子どもの本

藤田のぼる
東京新聞

           
         
         
         
         
         
         
    
動物ファンタジー

動物ファンタジーは、児童文学の中でもかなり大きな位置を占めていて、ファンも少なくない。同じく動物が出てくる作品の中でも、動物が動物そのものとして描かれる。「動物文学」(『シートン動物記』や、日本の作品では椋鳩十の作品などが代表例)とは区別されていて、動物ファンタジーでは動物が人間のような感情を持つものとして描かれる。『たのしい川べ』や『ピーター・ラビット』の昔からイギリスが本場だが、日本でも『北極のムーシカミーシカ』『冒険者たち』など、読み継がれている作品も少なくない。このジャンルの魅力は、人間とは違った姿形や生態の動物が、人間と同じような感情や言動をみせる、つまり「擬人化」のありようというところにある。つまり読者は、動物たちの物語の向こうに、人間の物語を重ねて見ているのだ。

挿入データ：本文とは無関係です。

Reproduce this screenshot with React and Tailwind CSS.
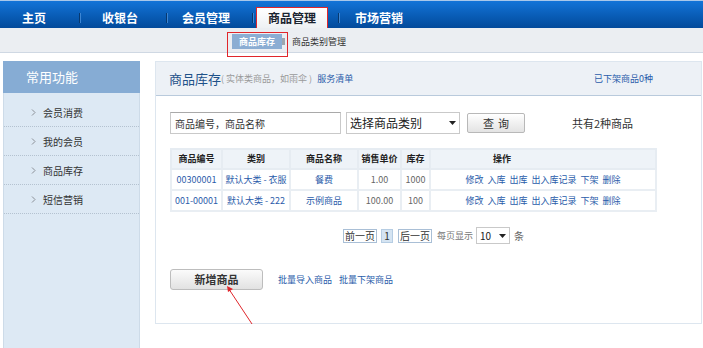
import React from 'react';

const sideItems = ['会员消费', '我的会员', '商品库存', '短信营销'];

const rows = [
  { code: '00300001', cat: '默认大类 - 衣服', name: '餐费', price: '1.00', stock: '1000' },
  { code: '001-00001', cat: '默认大类 - 222', name: '示例商品', price: '100.00', stock: '100' },
];

const actions = ['修改', '入库', '出库', '出入库记录', '下架', '删除'];

function NavSep() {
  return <div className="w-px h-[10px] mb-[5px] bg-[#06386f] shadow-[1px_0_0_#3d86d4]" />;
}

function Chevron() {
  return (
    <svg width="5" height="7" viewBox="0 0 5 7" className="shrink-0">
      <polyline points="1,0.5 4,3.5 1,6.5" fill="none" stroke="#8a8f96" strokeWidth="1" />
    </svg>
  );
}

function Caret() {
  return (
    <svg width="7" height="4" viewBox="0 0 7 4">
      <polygon points="0,0 7,0 3.5,4" fill="#222" />
    </svg>
  );
}

export default function App() {
  return (
    <div className="relative w-[703px] h-[348px] overflow-hidden bg-white text-[#333] font-['Noto_Sans_CJK_SC','Liberation_Sans',sans-serif]">
      {/* top nav */}
      <div className="flex items-end h-[28px] border-t border-[#a9c8ea] bg-linear-to-b from-[#1374d8] to-[#034a9b] text-[12px] font-bold text-white">
        <div className="w-[79px] h-[21px] flex items-center pl-[22px]">主页</div>
        <NavSep />
        <div className="w-[86px] h-[21px] flex items-center pl-[22px]">收银台</div>
        <NavSep />
        <div className="w-[85px] h-[21px] flex items-center pl-[15px]">会员管理</div>
        <NavSep />
        <div className="ml-[3px] w-[72px] h-[21px] flex items-center justify-center bg-linear-to-b from-[#ffffff] to-[#eef1f4] border border-[#e0262b] border-b-0 text-[#1b2430]">
          商品管理
        </div>
        <div className="ml-[10px]" />
        <NavSep />
        <div className="h-[21px] flex items-center pl-[16px]">市场营销</div>
      </div>

      {/* sub nav */}
      <div className="flex items-center h-[25px] pt-[3px] bg-[#ebeef2] border-b border-[#cfd8e3]">
        <div className="ml-[232px] w-[50px] h-[15px] flex items-center justify-center bg-[#8badd3] text-[9px] font-bold text-white leading-none">
          商品库存
        </div>
        <div className="w-[3px] h-[7px] bg-[#9ea6ae]" />
        <div className="ml-[7px] text-[9px] text-[#333] leading-none">商品类别管理</div>
      </div>
      <div className="absolute left-[227px] top-[32px] w-[61px] h-[25px] border border-[#e0262b]" />

      {/* body */}
      <div className="flex pl-[3px] pt-[8px]">
        {/* sidebar */}
        <div className="w-[137px] h-[287px] flex flex-col">
          <div className="h-[32px] flex items-center pl-[23px] bg-[#86acd4] text-[13px] text-white">常用功能</div>
          <div className="flex-1 bg-[#dde9f4] border-x border-[#cddbe8] pt-[5px]">
            {sideItems.map((t) => (
              <div key={t} className="h-[29px] flex items-center pl-[27px] border-b border-dotted border-[#b4c2d0]">
                <Chevron />
                <span className="ml-[7px] text-[10px] text-[#333]">{t}</span>
              </div>
            ))}
          </div>
        </div>

        {/* main panel */}
        <div className="ml-[15px] w-[547px] h-[263px] border border-[#dde6ef] flex flex-col">
          <div className="h-[34px] flex items-center pl-[13px] pr-[48px] bg-[#edf1f6] border-b border-[#b9cadc]">
            <span className="text-[13px] text-[#1f5289]">商品库存</span>
            <span className="text-[9px] text-[#9a9a9a]">( 实体类商品，如雨伞 )</span>
            <span className="ml-[5px] text-[9px] text-[#2a5caa]">服务清单</span>
            <span className="ml-auto text-[9px] text-[#2a5caa]">已下架商品0种</span>
          </div>

          <div className="px-[14px] pt-[16px]">
            {/* search row */}
            <div className="flex items-center h-[22px]">
              <div className="w-[171px] h-[22px] flex items-center pl-[4px] border border-[#c9c9c9] border-t-[#a9a9a9] text-[10px] text-[#333]">
                商品编号，商品名称
              </div>
              <div className="ml-[5px] w-[114px] h-[22px] flex items-center justify-between pl-[3px] pr-[3px] border border-[#c9c9c9] text-[12px] text-[#222]">
                <span>选择商品类别</span>
                <Caret />
              </div>
              <div className="ml-[7px] w-[58px] h-[20px] flex items-center justify-center rounded-[2px] border border-[#b8b8b8] bg-linear-to-b from-[#ffffff] to-[#e3e3e3] text-[11px] text-[#333] tracking-[4px] pl-[4px]">
                查询
              </div>
              <div className="ml-[47px] text-[11px] text-[#333]">共有2种商品</div>
            </div>

            {/* table */}
            <table className="mt-[14px] w-[487px] table-fixed border-collapse text-[9px]">
              <thead>
                <tr className="h-[20px] bg-[#eef3f8] text-[#222]">
                  <th className="w-[51px] border-2 border-[#e6ecf2] font-bold">商品编号</th>
                  <th className="w-[68px] border-2 border-[#e6ecf2] font-bold">类别</th>
                  <th className="w-[68px] border-2 border-[#e6ecf2] font-bold">商品名称</th>
                  <th className="w-[43px] border-2 border-[#e6ecf2] font-bold">销售单价</th>
                  <th className="w-[29px] border-2 border-[#e6ecf2] font-bold">库存</th>
                  <th className="border-2 border-[#e6ecf2] font-bold text-left pl-[62px]">操作</th>
                </tr>
              </thead>
              <tbody>
                {rows.map((r) => (
                  <tr key={r.code} className="h-[21px] text-center">
                    <td className="border-2 border-[#e9eef3] text-[#2a5caa]">{r.code}</td>
                    <td className="border-2 border-[#e9eef3] text-[#2a5caa] whitespace-nowrap">{r.cat}</td>
                    <td className="border-2 border-[#e9eef3] text-[#2a5caa]">{r.name}</td>
                    <td className="border-2 border-[#e9eef3] text-[#666]">{r.price}</td>
                    <td className="border-2 border-[#e9eef3] text-[#666]">{r.stock}</td>
                    <td className="border-2 border-[#e9eef3]">
                      <div className="flex justify-center gap-[4px] text-[#2a5caa]">
                        {actions.map((a) => (
                          <span key={a}>{a}</span>
                        ))}
                      </div>
                    </td>
                  </tr>
                ))}
              </tbody>
            </table>

            {/* pagination */}
            <div className="mt-[15px] h-[17px] flex items-center pl-[173px] text-[10px] leading-none">
              <div className="w-[34px] h-[14px] flex items-center justify-center border border-[#a9bfd6] text-[#333]">前一页</div>
              <div className="ml-[4px] w-[12px] h-[14px] flex items-center justify-center border border-[#b6cde3] bg-[#d5e4f2] text-[#333]">1</div>
              <div className="ml-[5px] w-[34px] h-[14px] flex items-center justify-center border border-[#a9bfd6] text-[#333]">后一页</div>
              <div className="ml-[5px] text-[9px] text-[#777]">每页显示</div>
              <div className="ml-[3px] w-[34px] h-[17px] flex items-center justify-between pl-[3px] pr-[3px] border border-[#c9c9c9] text-[10px] text-[#222]">
                <span>10</span>
                <Caret />
              </div>
              <div className="ml-[4px] text-[10px] text-[#666]">条</div>
            </div>

            {/* bottom actions */}
            <div className="mt-[25px] flex items-center">
              <div className="w-[93px] h-[21px] flex items-center justify-center rounded-[3px] border border-[#bdbdbd] bg-linear-to-b from-[#fbfbfb] to-[#e2e2e2] text-[11px] font-bold text-[#333]">
                新增商品
              </div>
              <span className="ml-[15px] text-[9px] text-[#2a5caa]">批量导入商品</span>
              <span className="ml-[7px] text-[9px] text-[#2a5caa]">批量下架商品</span>
            </div>
          </div>
        </div>
      </div>

      {/* annotation arrow */}
      <svg className="absolute left-0 top-0 pointer-events-none" width="703" height="348">
        <line x1="252" y1="324" x2="229.5" y2="290" stroke="#e0262b" strokeWidth="1" />
        <polygon points="227,286 233,289 228,292" fill="#e0262b" />
      </svg>
    </div>
  );
}
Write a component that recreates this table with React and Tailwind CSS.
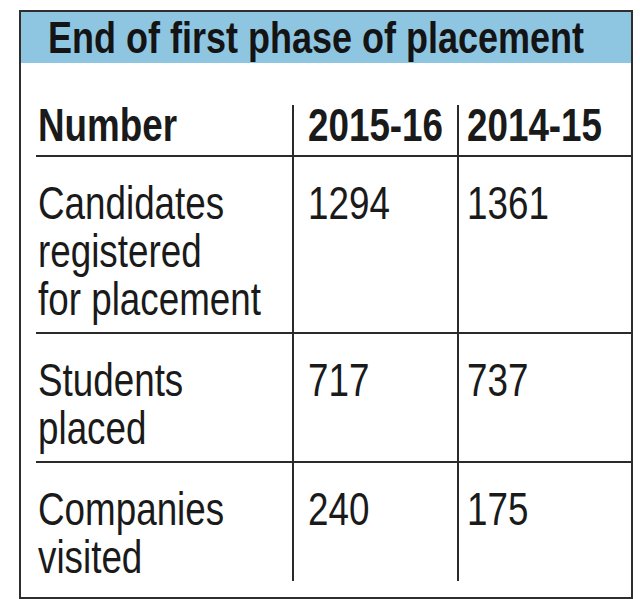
export default function App() {
  const font = { fontFamily: '"Liberation Sans", Arial, sans-serif' };
  const rows = [
    { label: ["Candidates", "registered", "for placement"], a: "1294", b: "1361", h: "h-[177px]" },
    { label: ["Students", "placed"], a: "717", b: "737", h: "h-[129px]" },
    { label: ["Companies", "visited"], a: "240", b: "175", h: "h-[115px]" },
  ];
  const N = ({ children, bold }) => (
    <span
      className={`inline-block whitespace-nowrap origin-left ${bold ? "scale-x-[0.8]" : "scale-x-[0.8]"}`}
    >
      {children}
    </span>
  );
  return (
    <div className="w-[640px] h-[599px] bg-white pt-[10px] pl-[19px] overflow-hidden" style={font}>
      <div className="w-[614px] h-[589px] border-2 border-[#2e2e2e] flex flex-col">
        <div className="h-[51px] bg-[#8ec6e2] pl-[27px] text-[45px] leading-[51px] font-bold text-[#141414] overflow-hidden">
          <span className="inline-block whitespace-nowrap origin-left scale-x-[0.8]">
            End of first phase of placement
          </span>
        </div>
        <div className="pl-[15px] pt-[42px] text-[#1a1a1a]">
          <div className="grid grid-cols-[256px_165px_1fr] h-[52px] border-b-2 border-[#2a2a2a] text-[46px] leading-[40px] font-bold">
            <div className="pl-[2px]"><N bold>Number</N></div>
            <div className="border-l-2 border-[#2a2a2a] pl-[14px]"><N bold>2015-16</N></div>
            <div className="border-l-2 border-[#2a2a2a] pl-[8px]"><N bold>2014-15</N></div>
          </div>
          {rows.map((r, i) => (
            <div
              key={i}
              className={`grid grid-cols-[256px_165px_1fr] ${r.h} ${i < 2 ? "border-b-2 border-[#2a2a2a]" : ""} text-[46px] leading-[48px] font-normal`}
            >
              <div className="pl-[2px] pt-[22px] flex flex-col items-start">
                {r.label.map((l, j) => (
                  <N key={j}>{l}</N>
                ))}
              </div>
              <div className="border-l-2 border-[#2a2a2a] pl-[14px] pt-[22px]"><N>{r.a}</N></div>
              <div className="border-l-2 border-[#2a2a2a] pl-[8px] pt-[22px]"><N>{r.b}</N></div>
            </div>
          ))}
        </div>
      </div>
    </div>
  );
}
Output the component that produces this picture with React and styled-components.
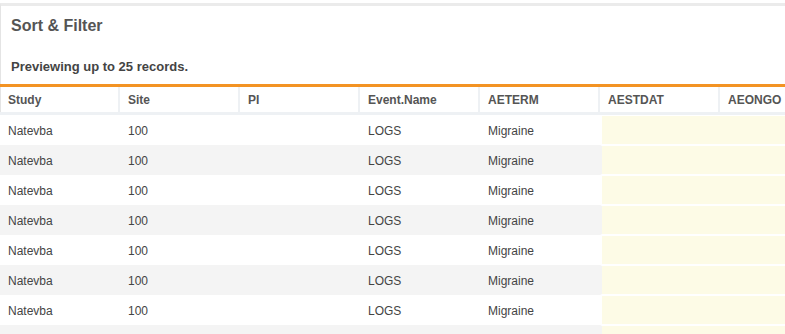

そうした動物ファンタジー本来の魅力を十分に備えた作品を、日本のものと外国のものから一作ずつ、紹介することにしたい。

『ポピーとライ−新たなる旅立ち』
(アヴィ・作、B・フロッカ・絵、金原瑞人・訳、あかね書房、一四〇〇円)
 アヴィはアメリカの作家で、リアリズムの作家という印象があったが、この作品の前作『ポピー−ミミズクの森をぬけて』で、動物ファンタジーの書き手としても一流であることを証明した。主人公のポピーはシロアシネズミの女の子で、前作では自分たちを支配するミミズクに立ち向かって大活躍した。そのポピーが、ミミズクの犠牲となった恋人の死を知らせるため、彼の故郷を訪ねる。ところが、ようやく探し当てた彼の家は、近くの川にビーバーがつくったダムのために、水中に没する羽目になっていた。かくて、再びポピーの活躍となるのだが、ポピーは必ずしも積極的な行動派としては描かれておらず、むしろ「普通の女の子」がやむにやまれず立ち上がるという展開で、それだけにハラハラドキドキさせられる。そして、この作品で印象的なのは、ポピーを助けるヤマアラシのイリーシや敵役のビーバーたちなど、わき役の魅力で、彼らの存在感がドラマを厚みのあるものにしている。

『ちっちゃな家族−とがりねずみの暮らし』
(石井睦美・作、黒井健・絵、ポプラ社、一〇〇〇円)
 こちらもねずみだが、とがりねずみというのはモグラの仲間で、体長五a程度、ほ乳類としては古い起源の種の一つだが、絶滅危ぐ動物でもあるという。もちろん、こうした属性は作品のテーマそのものと分ち難く結びついている。主人公はとがりねずみの若い夫婦で、まずは回想風に彼らの出会いから語られる。「奥さん」の方は小さいときに兄さんたちが家を出て行ってからはひとり暮らし。あるときに川の向こうに住むとがりねずみと出会って、夫婦になる。読書家で詩人の夫と、しっかり者の妻。やがて彼らには五匹の子どもたちができる。物語はこうして一家の歴史を詩情豊かにつづっていくが、彼ら夫婦には自分たちの種への滅びの予感があり、これが作品の底を流れている。逆にいえば、そうした滅びの予感の中でどのように生を全うしていくかが語られているともいえ、これは実は今の子ども読者にとっては、ひとごとでないテーマと言えるかもしれない。